Australian Mushroom Growers Association chief executive officer Greg Seymour said there was an established process for grower initiated levy increases which followed rigorous and well defined government guidelines.
But he said this system was “now under threat from undue political influence”.
Onions Australia levy champion Brian Bonde said the levies had been requested by growers to invest for the benefit of all levy payers and had been approved by a majority of growers in these three industries.
“Each levy has been subject to the rigorous and transparent government guidelines for consultation with levy payers,” he said.

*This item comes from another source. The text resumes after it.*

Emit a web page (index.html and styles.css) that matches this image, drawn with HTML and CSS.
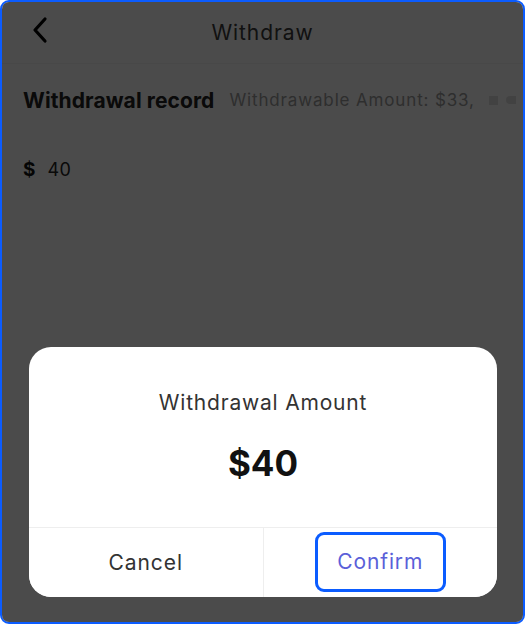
FILE: index.html
```html
<!DOCTYPE html>
<html>
<head>
<meta charset="utf-8">
<link rel="stylesheet" href="styles.css">
</head>
<body>
<div class="frame">
  <header class="nav">
    <svg class="back" width="18" height="28" viewBox="0 0 18 28"><path d="M14 3 L4 14 L14 25" fill="none" stroke="#000" stroke-width="3.2" stroke-linecap="round" stroke-linejoin="round"/></svg>
    <h1 class="nav-title">Withdraw</h1>
  </header>
  <div class="record-row">
    <span class="record-title">Withdrawal record</span>
    <div class="marquee">
      <span class="avail">Withdrawable Amount: $33,</span>
      <span class="fade-icon"></span>
      <span class="fade-icon2"></span>
    </div>
  </div>
  <div class="amount-row">
    <span class="cur">$</span>
    <span class="amt">40</span>
  </div>

  <div class="overlay"></div>
  <div class="dialog">
    <div class="dialog-body">
      <p class="dialog-title">Withdrawal Amount</p>
      <p class="dialog-value">$40</p>
    </div>
    <div class="dialog-actions">
      <button class="btn btn-cancel">Cancel</button>
      <button class="btn btn-confirm"><span class="focus">Confirm</span></button>
    </div>
  </div>
</div>
</body>
</html>
```
FILE: styles.css
```css
* { box-sizing: border-box; }
html, body { margin: 0; padding: 0; background: #fff; }
body {
  width: 525px;
  height: 624px;
  font-family: "Inter", "Open Sans", sans-serif;
}
.frame {
  position: relative;
  width: 525px;
  height: 624px;
  border: 2px solid #0b5cff;
  border-radius: 9px;
  background: #fff;
  overflow: hidden;
}
.nav {
  height: 62px;
  border-bottom: 1px solid #f3f3f3;
  display: flex;
  align-items: center;
  justify-content: center;
  position: relative;
}
.back {
  position: absolute;
  left: 29px;
  top: 14px;
}
.nav-title {
  margin: 0;
  font-size: 21px;
  font-weight: 400;
  color: #3a3a3a;
  letter-spacing: 0.9px;
}
.record-row {
  display: flex;
  align-items: center;
  padding: 11px 0 0 21px;
  height: 61px;
  white-space: nowrap;
}
.record-title {
  font-size: 21px;
  font-weight: 700;
  color: #222;
  letter-spacing: 0.1px;
}
.marquee {
  margin-left: 15px;
  display: flex;
  align-items: center;
  overflow: hidden;
  flex: 1;
}
.avail {
  font-size: 17px;
  color: #9c9c9c;
  letter-spacing: 0.85px;
}
.fade-icon {
  width: 9px; height: 9px;
  margin-left: 14px;
  background: #bbb;
  opacity: 0.45;
}
.fade-icon2 {
  width: 10px; height: 8px;
  margin-left: 8px;
  border-radius: 5px 0 0 5px;
  background: #bbb;
  opacity: 0.45;
}
.amount-row {
  display: flex;
  align-items: center;
  padding: 33px 0 0 21px;
  gap: 12px;
}
.cur { font-size: 19px; font-weight: 700; color: #111; }
.amt { font-size: 18px; color: #222; letter-spacing: 0.5px; }

.overlay {
  position: absolute;
  inset: 0;
  background: rgba(0,0,0,0.705);
}
.dialog {
  position: absolute;
  left: 27px;
  top: 345px;
  width: 468px;
  height: 250px;
  background: #fff;
  border-radius: 22px;
  overflow: hidden;
  display: flex;
  flex-direction: column;
}
.dialog-body {
  flex: 1;
  display: flex;
  flex-direction: column;
  align-items: center;
  padding-top: 43px;
  border-bottom: 1px solid #eeeeee;
}
.dialog-title {
  margin: 0;
  font-size: 21px;
  color: #333;
  letter-spacing: 0.8px;
}
.dialog-value {
  margin: 27px 0 0;
  font-size: 35px;
  font-weight: 700;
  color: #111;
}
.dialog-actions {
  height: 69px;
  display: flex;
}
.btn {
  flex: 1;
  border: 0;
  background: #fff;
  font-family: inherit;
  font-size: 21px;
  letter-spacing: 0.9px;
  padding: 0;
  display: flex;
  align-items: center;
  justify-content: center;
}
.btn-cancel { color: #333; border-right: 1px solid #eeeeee; }
.btn-confirm { color: #5a5fd9; }
.focus {
  display: flex;
  align-items: center;
  justify-content: center;
  width: 131px;
  height: 60px;
  border: 3px solid #0b5cff;
  border-radius: 9px;
  margin-bottom: 2px;
}
```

“The opportunity for opponents to argue against the proposed changes is a part of the consultation process which then culminates with an independent ballot conducted by the AEC.”
Australian Mango Industry Association chief executive officer Robert Gray said the three levies were a perfect example of industries investing in their own future.
He said it wouldn’t be right for the Senate to interfere with a democratic process where the majority of growers have voted to invest their own funds in programs that benefit their industry and all Australians.
“The Senate could potentially destroy the levy system that has brought great benefits to Australian agriculture and will diminish the opportunities for these industries to grow and deliver benefits to all Australians,” he said.
“Our industries will be active to ensure the Senate does not vote on August 26 to allow the destruction of Australia’s world leading levy system.”
Senator Leyonhjelm said he had questions about the validity of the plebiscites conducted on onion and mushroom growers and if his disallowance motion was to proceed, he’d argue that point.